Malgré ce changement drastique d’univers, le réalisateur n’oublie pas les thèmes qui font l’essence de son cinéma. Toujours pas de figure paternelle à l’horizon, une relation mère-fils conflictuelle, une violence inhérente et dans ce flot de cris et de coups une certaine forme d’amour, encore et toujours. Un amour toxique et dangereux certes mais un amour quand même. Dolan trouve un équilibre entre moments de douceur et de paix et une tension lorsque le film s’embarque dans un côté beaucoup plus sombre. Là encore, la caméra excelle à retranscrire les émotions avec une gestion du cadrage assez remarquable, jouant sur la suffocation et cet écran qui étouffe nos personnages, la musique assourdissante et angoissante qui nous avertit que quelque chose de louche se prépare ou encore la photographie terne tou·te·s semblent invisibles.

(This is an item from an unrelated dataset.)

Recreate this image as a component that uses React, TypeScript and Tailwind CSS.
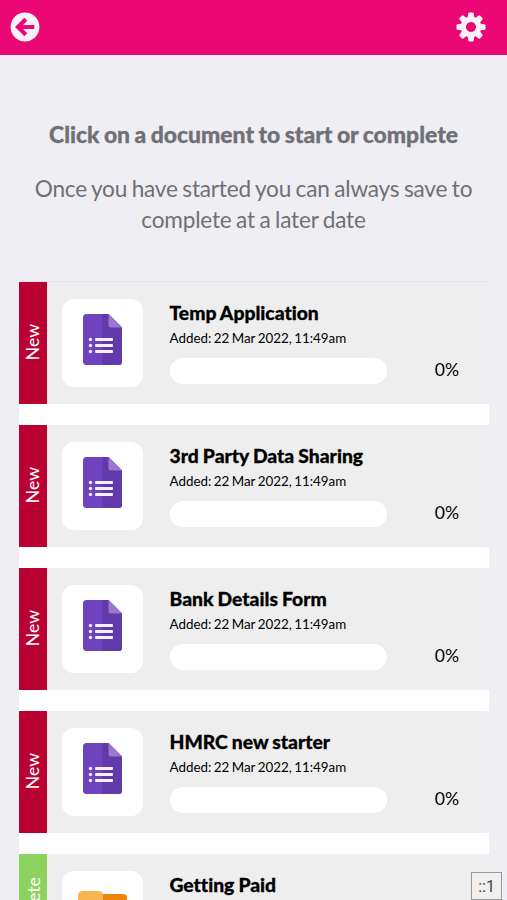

Là où il brillait derrière la caméra pour Laurence Anyways, Xavier Dolan retombe dans ses travers en se mettant au premier plan, son egotrip prononcé plombant par moments la narration. Son jeu le sauve, mais ne retire pas l’amertume de cet excès de confiance.
Tom à la ferme est une incursion dans le thriller psychologique efficace, dans laquelle on retrouve les aléas et obsessions de l’auteur. Un film tendu, anxieux et étouffant et surtout un genre dans lequel on rêverait de le revoir.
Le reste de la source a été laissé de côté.